A graduate of the Royal College of Defence Studies, he deployed in 2004 as the Air Component Commander for all UK flying operations in Iraq and Afghanistan, prior to taking up an MOD operational management appointment. MOD duties included policy for air safety, UK and European airspace, ATM aircraft equipment and UAVs; he also chaired the Military Aviation Regulatory Group. He has held responsibility for operational management and oversight of all RAF airborne surveillance platforms and the RAF Search and Rescue Force. His last formal military appointment was as Deputy Commander, NATO Airborne Early Warning and Control Force.
Dai joined the UKFSC as Chief Executive in February 2012, where he works with a wide range of industry partners to improve commercial aviation safety. Currently Chairman of the national Laser Working Group and the Honourable Company of Air Pilots Technical Committee, he is also a member of the RAeS Flight Operations Group and a number of industry forums in the UK and Europe.
Independent (Flight Crew)
Independent (Helicopter Crew)
Phil started his 48 years in aircraft engineering, by way of an Apprenticeship at BAC Weybridge (Brooklands) finishing with building Concorde Fuselages, Fins and Rudders. Preferring Maintenance to production, he went to Heathrow, starting on HS125’s with Fields (Hunting) then British Airways RB211 Engine Overhaul shop. Eventually to escape workshops, Phil joined Aer Lingus, eventually becoming a Licenced Engineer with CRS on the B737 Classic and acting as a Crew Chief as required. At this time, he was the de-icing co-ordinator and sat on the Heathrow airport committee of de-icing best practice.

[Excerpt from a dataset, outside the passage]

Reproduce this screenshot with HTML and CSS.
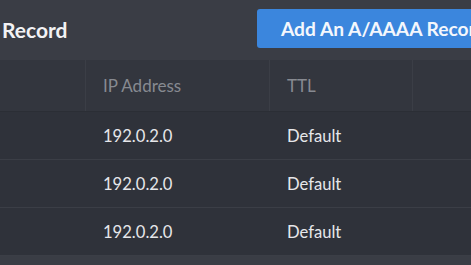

For a short period, Phil was on the LHR RAeS committee. Phil left LHR after 25 years and worked in Farnborough, then ATC Lasham, became a supervisor at Malaysian in KL and a Technician in Lufthansa FRA. He returned to the UK back into ATC Lasham, as a Licenced Engineer, working at the Lasham base with periods at Southend. Phil went back to LHR with Saudi Arabian for two further years, where he had a Saudi A&P licence with CRS for the B777 & B747
Classic. Phil first became a Quality Engineer at ATC Lasham.
Currently, Phil works for TAG Aviation at Farnborough as a Quality Engineer including presenting Part 145 Training.